More than 800 miles (1,300 kilometers) to the west, meanwhile, a C-130 transport plane, six helicopters and four motorized boats were ferrying aid to the most distant corners of the Mentawai Islands, where last week's tsunami destroyed hundreds of homes, schools, churches and mosques.
President Susilo Bambang Yudhoyono said relief efforts must be sped up, expressing dismay it took days for aid to reach the isolated islands, though he acknowledged that violent storms have previously prevented most planes, helicopters and boats from operating.
The tsunami death toll stood at 431 Monday after initially being raised to 450. The National Disaster Management Agency said on its website that the number dropped as officials double-checked reports to verify them. The number of missing was 88.
Indonesia, a vast archipelago of 235 million people, straddles a series of fault lines and volcanoes known as the Pacific "Ring of Fire."
The fault line that caused last week's 7.7-magnitude earthquake and killer wave that followed — and also the 2004 tsunami that killed 230,000 people in a dozen countries — is the meeting point of the Eurasian and Pacific tectonic plates that have been pushing against and under each other for millions of years, causing huge stresses to build up. It runs the length of the west coast of Sumatra island.
Both earthquakes and volcanos can be related to movements in the overlapping plates that form the earth's crust. As plates slide against or under each other, molten rock from the layer of mantle can break the surface via a volcano, or create energy released in an earthquake.
The government has raised alert levels of 21 other volcanoes to the second- and third- highest levels in the last two months because they have shown an increase in activity, said Syamsul Rizal, a state volcanologist, said monday. Many of those are already rumbling and belching out heavy black ash.
Indonesia has several volcanos smoldering at any given time, but another government volcanologist Gede Swantika said there are normally only five to 10 on the third-highest alert level, indicating an increase in seismic activity and visible changes in the crater, and none at the second-highest, signifying an eruption is possible within two weeks. He said monitors noticed more volcanos were exhibiting seismic activity starting Sept. 2.
"We can say this is quite extraordinary, about 20 at the same time," Swantika said. "We have to keep an eye on those mountains. ... But I cannot say or predict which will erupt. What we can do is monitor patterns."
Geologist Brent McInnes said as he hadn't seen the raw data but would find such a rash of volcanic activity significant.
"If it's true that there are over 20 volcanos demonstrating increased levels of seismic activity, then that is something we should pay attention to," said McInnes, a professor at Australia's Curtin University who has done extensive volcanic research in Indonesia.

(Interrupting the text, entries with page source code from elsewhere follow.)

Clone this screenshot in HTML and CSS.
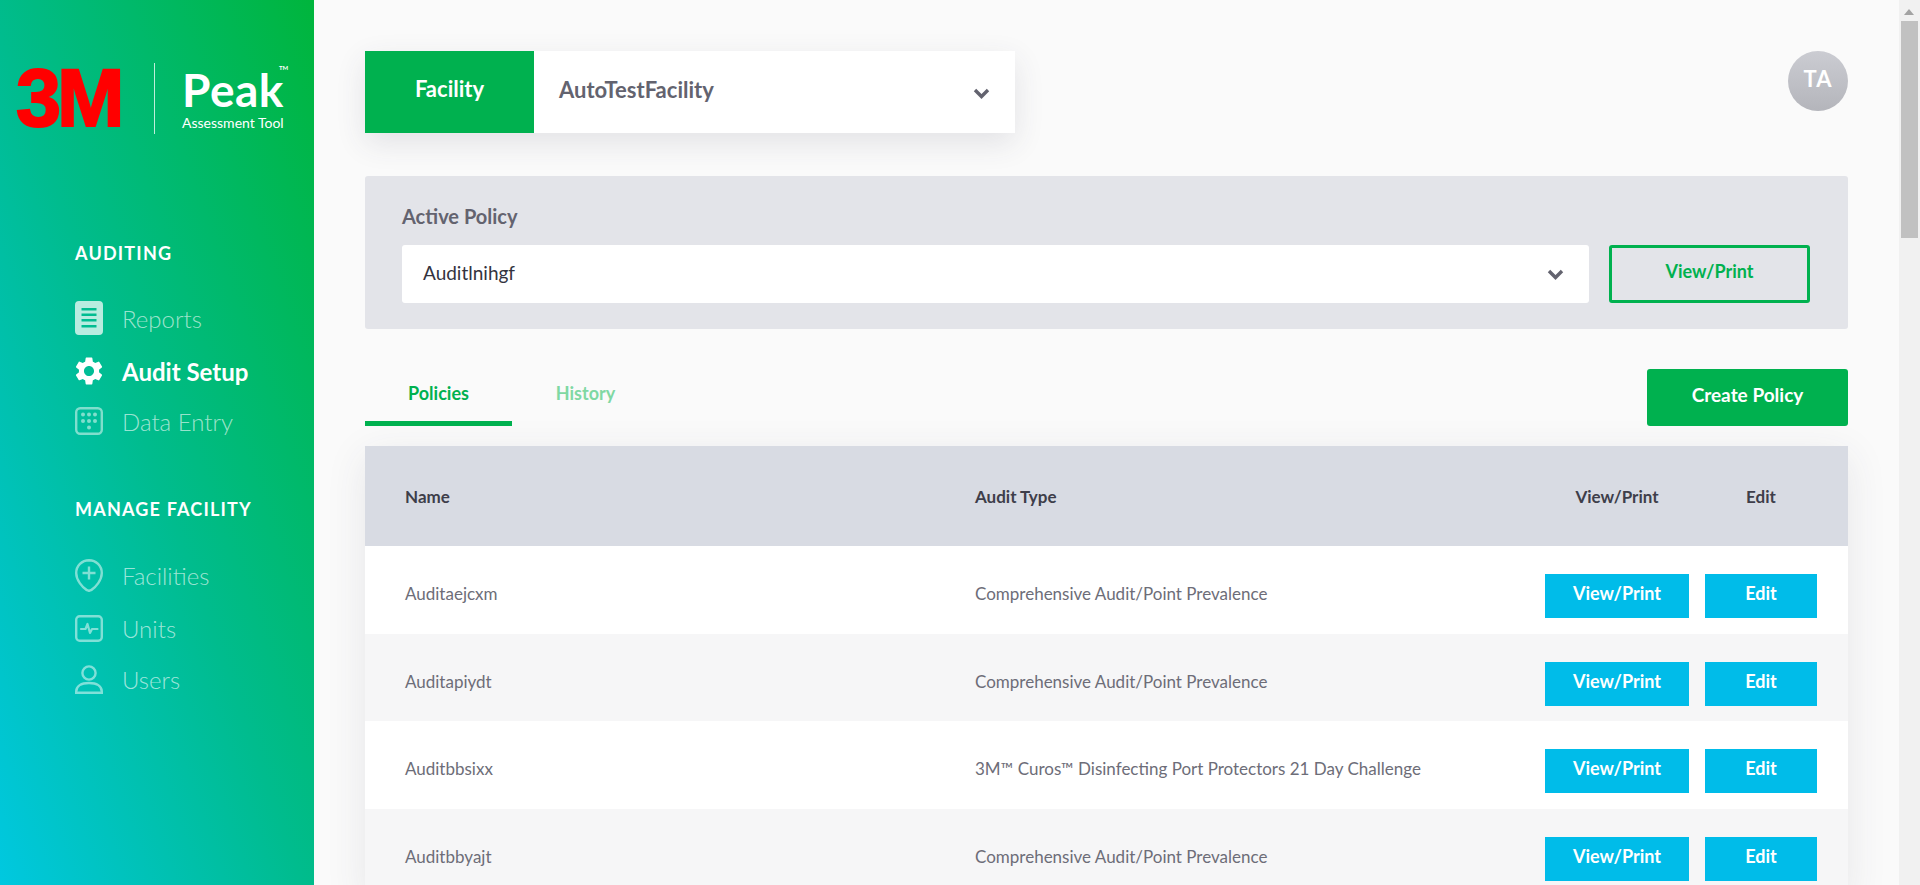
FILE: index.html
```html
<!DOCTYPE html>
<html lang="en">
<head>
<meta charset="utf-8">
<title>3M Peak Assessment Tool</title>
<link rel="stylesheet" href="styles.css">
</head>
<body>
<div class="app">
  <aside class="sidebar">
    <div class="brand">
      <div class="logo-3m">3M</div>
      <div class="brand-rule"></div>
      <div class="brand-name">
        <div class="peak">Peak<span class="tm">TM</span></div>
        <div class="tool">Assessment Tool</div>
      </div>
    </div>
    <nav class="nav">
      <h2 class="nav-title">AUDITING</h2>
      <a class="nav-item nav-reports">
        <svg class="nav-icon" viewBox="0 0 28 34" width="28" height="34"><path fill="#fff" fill-rule="evenodd" d="M4 0h20a4 4 0 0 1 4 4v26a4 4 0 0 1-4 4H4a4 4 0 0 1-4-4V4a4 4 0 0 1 4-4zM6.500 7v2.500h15V7zM6.500 12.500V15h15v-2.500zM6.500 18v2.500h15V18zM6.500 24v2.500h15V24z"/></svg>
        <span>Reports</span>
      </a>
      <a class="nav-item nav-setup active">
        <svg class="nav-icon" viewBox="2.200 2 19.600 20" width="28" height="28"><path fill="#fff" d="M19.140 12.940c.04-.3.06-.61.06-.94 0-.32-.02-.64-.07-.94l2.030-1.580a.49.49 0 0 0 .12-.61l-1.920-3.320a.488.488 0 0 0-.59-.22l-2.390.96c-.5-.38-1.030-.7-1.620-.94l-.36-2.540a.484.484 0 0 0-.48-.41h-3.840c-.24 0-.43.17-.47.41l-.36 2.540c-.59.24-1.130.57-1.620.94l-2.390-.96c-.22-.08-.47 0-.59.22L2.740 8.870c-.12.21-.08.47.12.61l2.030 1.580c-.05.3-.09.63-.09.94s.02.64.07.94l-2.030 1.580a.49.49 0 0 0-.12.61l1.920 3.320c.12.22.37.29.59.22l2.390-.96c.5.38 1.030.7 1.620.94l.36 2.540c.05.24.24.41.48.41h3.840c.24 0 .44-.17.47-.41l.36-2.540c.59-.24 1.130-.56 1.620-.94l2.390.96c.22.08.47 0 .59-.22l1.920-3.320c.12-.22.07-.47-.12-.61l-2.010-1.580zM12 15.600c-1.980 0-3.600-1.620-3.600-3.600s1.620-3.600 3.600-3.600 3.600 1.620 3.600 3.600-1.620 3.600-3.600 3.600z"/></svg>
        <span>Audit Setup</span>
      </a>
      <a class="nav-item nav-entry">
        <svg class="nav-icon" viewBox="0 0 28 28" width="28" height="28"><rect x="1.200" y="1.200" width="25.600" height="25.600" rx="4" fill="none" stroke="#fff" stroke-width="2.400"/><g fill="#fff"><circle cx="8" cy="7.500" r="2"/><circle cx="14" cy="7.500" r="2"/><circle cx="20" cy="7.500" r="2"/><circle cx="8" cy="14" r="2"/><circle cx="14" cy="14" r="2"/><circle cx="20" cy="14" r="2"/><circle cx="14" cy="20.500" r="2"/></g></svg>
        <span>Data Entry</span>
      </a>
      <h2 class="nav-title nav-title-2">MANAGE FACILITY</h2>
      <a class="nav-item nav-fac">
        <svg class="nav-icon" viewBox="0 0 28 33" width="28" height="33"><path fill="none" stroke="#fff" stroke-width="2.400" d="M14 1.200C6.900 1.200 1.200 6.900 1.200 14c0 7 6 14.300 10.600 17.100 1.400.9 3 .9 4.400 0C20.800 28.300 26.800 21 26.800 14 26.800 6.900 21.100 1.200 14 1.200zM14 7.500v13M7.500 14h13"/></svg>
        <span>Facilities</span>
      </a>
      <a class="nav-item nav-units">
        <svg class="nav-icon" viewBox="0 0 28 27" width="28" height="27"><rect x="1.200" y="1.200" width="25.600" height="24.600" rx="3.500" fill="none" stroke="#fff" stroke-width="2.400"/><path fill="none" stroke="#fff" stroke-width="2.200" stroke-linejoin="round" stroke-linecap="round" d="M6 14h4.500l2-5 2.500 9 2-4h5.500"/></svg>
        <span>Units</span>
      </a>
      <a class="nav-item nav-users">
        <svg class="nav-icon" viewBox="0 0 28 29" width="28" height="29"><circle cx="14" cy="8" r="6.600" fill="none" stroke="#fff" stroke-width="2.400"/><path fill="none" stroke="#fff" stroke-width="2.400" d="M1.200 27.800v-1.300c0-5.500 5-8.500 12.800-8.500s12.800 3 12.800 8.500v1.300z"/></svg>
        <span>Users</span>
      </a>
    </nav>
  </aside>

  <main class="main">
    <div class="topbar">
      <div class="facility">
        <div class="facility-label">Facility</div>
        <div class="facility-value">
          <span>AutoTestFacility</span>
          <svg class="chev chev-lg" viewBox="0 0 17 11" width="17" height="11"><path d="M2 2l6.500 6.500L15 2" fill="none" stroke="#63636f" stroke-width="3.400"/></svg>
        </div>
      </div>
      <div class="avatar">TA</div>
    </div>

    <section class="policy">
      <div class="policy-label">Active Policy</div>
      <div class="policy-row">
        <div class="select">
          <span>Auditlnihgf</span>
          <svg class="chev" viewBox="0 0 17 11" width="17" height="11"><path d="M2 2l6.500 6.500L15 2" fill="none" stroke="#63636f" stroke-width="3.400"/></svg>
        </div>
        <a class="btn-outline">View/Print</a>
      </div>
    </section>

    <div class="tabs-row">
      <div class="tabs">
        <a class="tab tab-active">Policies</a>
        <a class="tab tab-muted">History</a>
      </div>
      <a class="btn-create">Create Policy</a>
    </div>

    <section class="table">
      <div class="thead">
        <div>Name</div>
        <div>Audit Type</div>
        <div class="center">View/Print</div>
        <div class="center">Edit</div>
      </div>
      <div class="row">
        <div>Auditaejcxm</div>
        <div>Comprehensive Audit/Point Prevalence</div>
        <a class="btn-blue">View/Print</a>
        <a class="btn-blue">Edit</a>
      </div>
      <div class="row">
        <div>Auditapiydt</div>
        <div>Comprehensive Audit/Point Prevalence</div>
        <a class="btn-blue">View/Print</a>
        <a class="btn-blue">Edit</a>
      </div>
      <div class="row">
        <div>Auditbbsixx</div>
        <div>3M™ Curos™ Disinfecting Port Protectors 21 Day Challenge</div>
        <a class="btn-blue">View/Print</a>
        <a class="btn-blue">Edit</a>
      </div>
      <div class="row">
        <div>Auditbbyajt</div>
        <div>Comprehensive Audit/Point Prevalence</div>
        <a class="btn-blue">View/Print</a>
        <a class="btn-blue">Edit</a>
      </div>
    </section>
  </main>

  <div class="scrollbar">
    <svg class="scroll-up" viewBox="0 0 10 6" width="10" height="6"><path d="M5 0l5 6H0z" fill="#a3a3a3"/></svg>
    <div class="scroll-thumb"></div>
  </div>
</div>
</body>
</html>
```
FILE: styles.css
```css
* { box-sizing: border-box; }
html, body { margin: 0; height: 100%; overflow: hidden; }
body { font-family: Lato, "Open Sans", sans-serif; color: #63636f; background: #fafafa; }
.app { display: flex; height: 885px; overflow: hidden; }

.sidebar { flex: 0 0 314px; background: linear-gradient(to top right, #00c8e0 0%, #00bc8e 48%, #00b53c 100%); color: #fff; padding-top: 69px; }
.brand { display: flex; height: 66px; padding-left: 16px; position: relative; }
.logo-3m { width: 138px; font-family: "Liberation Sans", sans-serif; font-weight: 700; font-size: 81px; line-height: 58px; letter-spacing: -4px; color: #f00; -webkit-text-stroke: 2px #f00; }
.brand-rule { width: 1px; height: 71px; margin-top: -6px; background: rgba(255,255,255,.75); }
.brand-name { margin-left: 27px; margin-top: -2px; }
.peak { font-size: 46px; line-height: 46px; font-weight: 700; letter-spacing: .5px; position: relative; }
.tm { position: absolute; left: 97px; top: -3px; font-size: 6px; line-height: 8px; font-weight: 700; letter-spacing: 0; }
.tool { font-size: 14px; line-height: 18px; margin-top: 1px; }

.nav { margin-top: 107px; padding-left: 75px; }
.nav-title { margin: 0; font-size: 18px; line-height: 22px; font-weight: 700; letter-spacing: 1.200px; }
.nav-title-2 { margin-top: 63px; }
.nav-item { display: flex; align-items: center; font-size: 24px; font-weight: 300; color: rgba(255,255,255,.62); }
.nav-item.active { color: #fff; font-weight: 700; }
.nav-icon { flex: none; opacity: .72; }
.active .nav-icon { opacity: 1; }
.nav-item span { margin-left: 19px; }
.nav-reports { height: 34px; margin-top: 37px; }
.nav-setup { height: 28px; margin-top: 22px; }
.nav-entry { height: 28px; margin-top: 22px; }
.nav-fac { height: 33px; margin-top: 39px; }
.nav-units { height: 27px; margin-top: 23px; }
.nav-users { height: 29px; margin-top: 23px; }
.nav-entry .nav-icon, .nav-fac .nav-icon, .nav-units .nav-icon, .nav-users .nav-icon { opacity: .5; }

.main { flex: 1; min-width: 0; padding: 51px 51px 0; }
.topbar { display: flex; justify-content: space-between; align-items: flex-start; }
.facility { display: flex; width: 650px; height: 82px; background: #fff; box-shadow: 0 10px 30px rgba(60,60,80,.12); }
.facility-label { width: 169px; background: #00b14f; color: #fff; font-size: 22px; font-weight: 700; text-align: center; line-height: 76px; }
.facility-value { flex: 1; display: flex; justify-content: space-between; align-items: center; padding: 0 25px; font-size: 22px; font-weight: 700; }
.facility-value span { margin-bottom: 6px; }
.chev { flex: none; }
.chev-lg { margin-top: 3px; }
.avatar { width: 60px; height: 60px; border-radius: 50%; background: linear-gradient(#cbccd2, #b4b5bb); color: #fff; font-size: 22px; font-weight: 700; letter-spacing: 1px; text-align: center; line-height: 56px; }

.policy { margin-top: 43px; height: 153px; background: #e3e4e9; border-radius: 3px; padding: 26px 38px 0 37px; }
.policy-label { font-size: 20px; font-weight: 700; line-height: 28px; }
.policy-row { display: flex; gap: 20px; margin-top: 15px; }
.select { flex: 1; height: 58px; background: #fff; border-radius: 3px; display: flex; justify-content: space-between; align-items: center; padding: 0 25px 0 21px; font-size: 19px; color: #333340; }
.select span { margin-bottom: 4px; }
.btn-outline { flex: 0 0 201px; height: 58px; border: 3px solid #00b14f; border-radius: 3px; color: #00b14f; font-size: 18px; font-weight: 700; text-align: center; line-height: 46px; }

.tabs-row { display: flex; justify-content: space-between; margin-top: 40px; height: 57px; }
.tabs { display: flex; }
.tab { width: 147px; height: 57px; text-align: center; font-size: 18px; font-weight: 700; line-height: 48px; }
.tab-active { color: #00b14f; border-bottom: 5px solid #00b14f; }
.tab-muted { color: #7fd8a3; }
.btn-create { width: 201px; height: 57px; background: #00b14f; border-radius: 3px; color: #fff; font-size: 19px; font-weight: 700; text-align: center; line-height: 52px; }

.table { margin-top: 20px; background: #fff; border-radius: 3px 3px 0 0; box-shadow: 0 10px 40px rgba(60,60,80,.1); }
.thead, .row { display: grid; grid-template-columns: 554px 554px 144px 112px; column-gap: 16px; padding-left: 40px; }
.thead { height: 100px; align-items: center; background: #d8dbe3; color: #3e3e4a; font-size: 17px; font-weight: 700; }
.center { text-align: center; }
.row { height: 87.500px; padding-top: 28px; font-size: 17px; color: #6d6d78; line-height: 40px; }
.row:nth-child(odd) { background: #f6f6f7; }
.btn-blue { display: block; height: 44px; background: #00bce9; color: #fff; font-size: 18px; font-weight: 700; text-align: center; line-height: 38px; }

.scrollbar { flex: 0 0 21px; background: #f1f1f1; position: relative; padding: 21px 2px 0; }
.scroll-up { position: absolute; left: 5px; top: 9px; }
.scroll-thumb { height: 217px; background: #c1c1c1; }
```
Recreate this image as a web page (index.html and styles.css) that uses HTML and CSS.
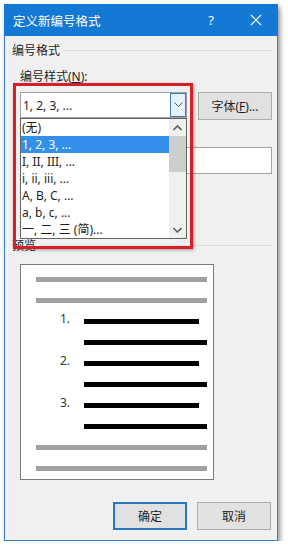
FILE: index.html
```html
<!DOCTYPE html>
<html lang="zh-CN">
<head>
    <meta charset="UTF-8">
    <title>定义新编号格式</title>
    <link rel="stylesheet" href="styles.css">
</head>
<body>
    <div class="window">
        <div class="titlebar">
            <span class="title">定义新编号格式</span>
            <span class="help">?</span>
            <span class="close">
                <svg width="12" height="12" viewBox="0 0 12 12"><path d="M1 1L11 11M11 1L1 11" stroke="#fff" stroke-width="1.2" fill="none"/></svg>
            </span>
        </div>
        <div class="content">
            <div class="group-title">编号格式</div>
            <div class="field-label">编号样式(<u>N</u>):</div>
            <div class="combo-row">
                <div class="combo">
                    <span class="combo-text">1, 2, 3, ...</span>
                    <span class="combo-btn">
                        <svg width="9" height="6" viewBox="0 0 9 6"><path d="M0.5 0.5L4.5 4.5L8.5 0.5" stroke="#555" stroke-width="1" fill="none"/></svg>
                    </span>
                    <!-- open dropdown list -->
                    <div class="dropdown">
                        <ul class="options">
                            <li>(无)</li>
                            <li class="selected">1, 2, 3, ...</li>
                            <li>I, II, III, ...</li>
                            <li>i, ii, iii, ...</li>
                            <li>A, B, C, ...</li>
                            <li>a, b, c, ...</li>
                            <li>一, 二, 三 (简)...</li>
                        </ul>
                        <div class="scrollbar">
                            <span class="arrow">
                                <svg width="9" height="6" viewBox="0 0 9 6"><path d="M0.5 5L4.5 1L8.5 5" stroke="#606060" stroke-width="1.6" fill="none"/></svg>
                            </span>
                            <span class="thumb"></span>
                            <span class="track"></span>
                            <span class="arrow">
                                <svg width="9" height="6" viewBox="0 0 9 6"><path d="M0.5 1L4.5 5L8.5 1" stroke="#606060" stroke-width="1.6" fill="none"/></svg>
                            </span>
                        </div>
                    </div>
                </div>
                <button class="btn font-btn">字体(<u>F</u>)...</button>
            </div>
            <div class="text-input"></div>
            <div class="group-title preview-title">预览</div>
            <div class="preview">
                <div class="line"><span class="bar gray"></span></div>
                <div class="line"><span class="bar gray"></span></div>
                <div class="line"><span class="num">1.</span><span class="bar short"></span></div>
                <div class="line"><span class="num"></span><span class="bar long"></span></div>
                <div class="line"><span class="num">2.</span><span class="bar short"></span></div>
                <div class="line"><span class="num"></span><span class="bar long"></span></div>
                <div class="line"><span class="num">3.</span><span class="bar short"></span></div>
                <div class="line"><span class="num"></span><span class="bar long"></span></div>
                <div class="line"><span class="bar gray"></span></div>
                <div class="line"><span class="bar gray"></span></div>
            </div>
            <div class="footer">
                <button class="btn default">确定</button>
                <button class="btn">取消</button>
            </div>
        </div>
        <div class="highlight"></div>
    </div>
</body>
</html>
```

FILE: styles.css
```css
body {
    margin: 0;
    background: #fff;
    font-family: "Noto Sans", "Noto Sans CJK SC", sans-serif;
    font-size: 12px;
    color: #1e1e1e;
}
.window {
    position: relative;
    width: 274px;
    margin: 4px 0 0 4px;
    box-shadow: 2px 3px 5px rgba(0, 0, 0, 0.45);
}
.titlebar {
    height: 32px;
    background: #1479d4;
    color: #fff;
    display: flex;
    align-items: center;
    padding-left: 9px;
}
.title {
    flex: 1;
    font-size: 12.5px;
}
.help {
    width: 46px;
    text-align: center;
    font-size: 13px;
}
.close {
    width: 44px;
    display: flex;
    justify-content: center;
}
.content {
    height: 505px;
    background: #f0f0f0;
    border: 1px solid #3d7fc4;
    border-top: none;
    padding: 7px 0 0 7px;
    box-sizing: border-box;
}
.group-title {
    display: flex;
    align-items: center;
    line-height: 16px;
    padding-right: 5px;
}
.group-title::after {
    content: "";
    flex: 1;
    border-top: 1px solid #dcdcdc;
    margin-left: 4px;
    margin-top: -2px;
}
.field-label {
    margin: 10px 0 0 8px;
    line-height: 16px;
}
.combo-row {
    display: flex;
    align-items: flex-start;
    margin: 7px 0 0 8px;
}
.combo {
    position: relative;
    width: 167px;
    height: 26px;
    background: #fff;
    border: 1px solid #a0a0a0;
    box-sizing: border-box;
    display: flex;
    align-items: center;
}
.combo-text {
    flex: 1;
    padding-left: 2px;
}
.combo-btn {
    width: 16px;
    height: 24px;
    background: #e5f1fb;
    border: 1px solid #3c7fb1;
    box-sizing: border-box;
    display: flex;
    align-items: center;
    justify-content: center;
}
.dropdown {
    position: absolute;
    top: 25px;
    left: -1px;
    width: 167px;
    height: 121px;
    background: #fff;
    border: 1px solid #646464;
    box-sizing: border-box;
    display: flex;
    z-index: 2;
}
.options {
    flex: 1;
    list-style: none;
    margin: 0;
    padding: 0;
}
.options li {
    height: 17px;
    line-height: 17px;
    padding-left: 1px;
    white-space: nowrap;
}
.options li.selected {
    background: #3390ea;
    color: #fff;
}
.scrollbar {
    width: 17px;
    display: flex;
    flex-direction: column;
    background: #f0f0f0;
}
.arrow {
    height: 17px;
    display: flex;
    align-items: center;
    justify-content: center;
}
.thumb {
    height: 36px;
    background: #cdcdcd;
}
.track {
    flex: 1;
}
.btn {
    font-family: inherit;
    font-size: 12px;
    color: #1e1e1e;
    background: #e1e1e1;
    border: 1px solid #adadad;
    padding: 0;
    width: 74px;
    height: 28px;
}
.font-btn {
    margin-left: 11px;
}
.text-input {
    margin: 27px 0 0 8px;
    width: 252px;
    height: 27px;
    background: #fff;
    border: 1px solid #a5a5a5;
    box-sizing: border-box;
}
.preview-title {
    margin-top: 64px;
}
.preview {
    margin: 10px 0 0 8px;
    width: 194px;
    height: 216px;
    background: #fff;
    border: 1px solid #7a7a7a;
    box-sizing: border-box;
    padding-top: 4px;
}
.line {
    height: 21px;
    display: flex;
    align-items: center;
}
.bar {
    height: 5px;
    background: #000;
}
.bar.gray {
    background: #a0a0a0;
    width: 171px;
    margin-left: 15px;
}
.num {
    width: 24px;
    margin-left: 39px;
    margin-top: -6px;
    color: #333;
}
.bar.short {
    width: 115px;
}
.bar.long {
    width: 123px;
}
.footer {
    display: flex;
    justify-content: flex-end;
    gap: 10px;
    margin: 22px 6px 0 0;
}
.btn.default {
    border: 2px solid #2a78c4;
}
/* red annotation frame round the open list */
.highlight {
    position: absolute;
    left: 9px;
    top: 79px;
    width: 180px;
    height: 166px;
    border: 3px solid #d5202a;
    box-sizing: border-box;
    box-shadow: 1px 1px 3px rgba(0, 0, 0, 0.35);
    z-index: 3;
}
```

He said such an increase could indicate "maybe there is a major plate restructuring going on, and that would be significant."
Two of the closely watched volcanos — Karangetang and Ibu — are at the second-highest alert level. Karangetang erupted in August, killing four people, and both mountains shoot out ash daily, local monitors said. The two mountains lie within a few hundred miles (kilometers) of each other more than 1,400 miles (2,300 kilometers) northeast of Jakarta.
Anak Krakatua, a volcano known as the "Child of Krakatoa" also started shooting lava last week. Although the firebursts look spectacular, there were no immediate signs of major eruption, said Anton Tripambudi, a government seismologist.
The mountain, about 80 miles (130 kilometers) west of Jakarta, was formed after the Krakatoa eruption of 1883, the largest volcanic eruption in recorded history that, along with a tsunami, killed at least 36,417 people.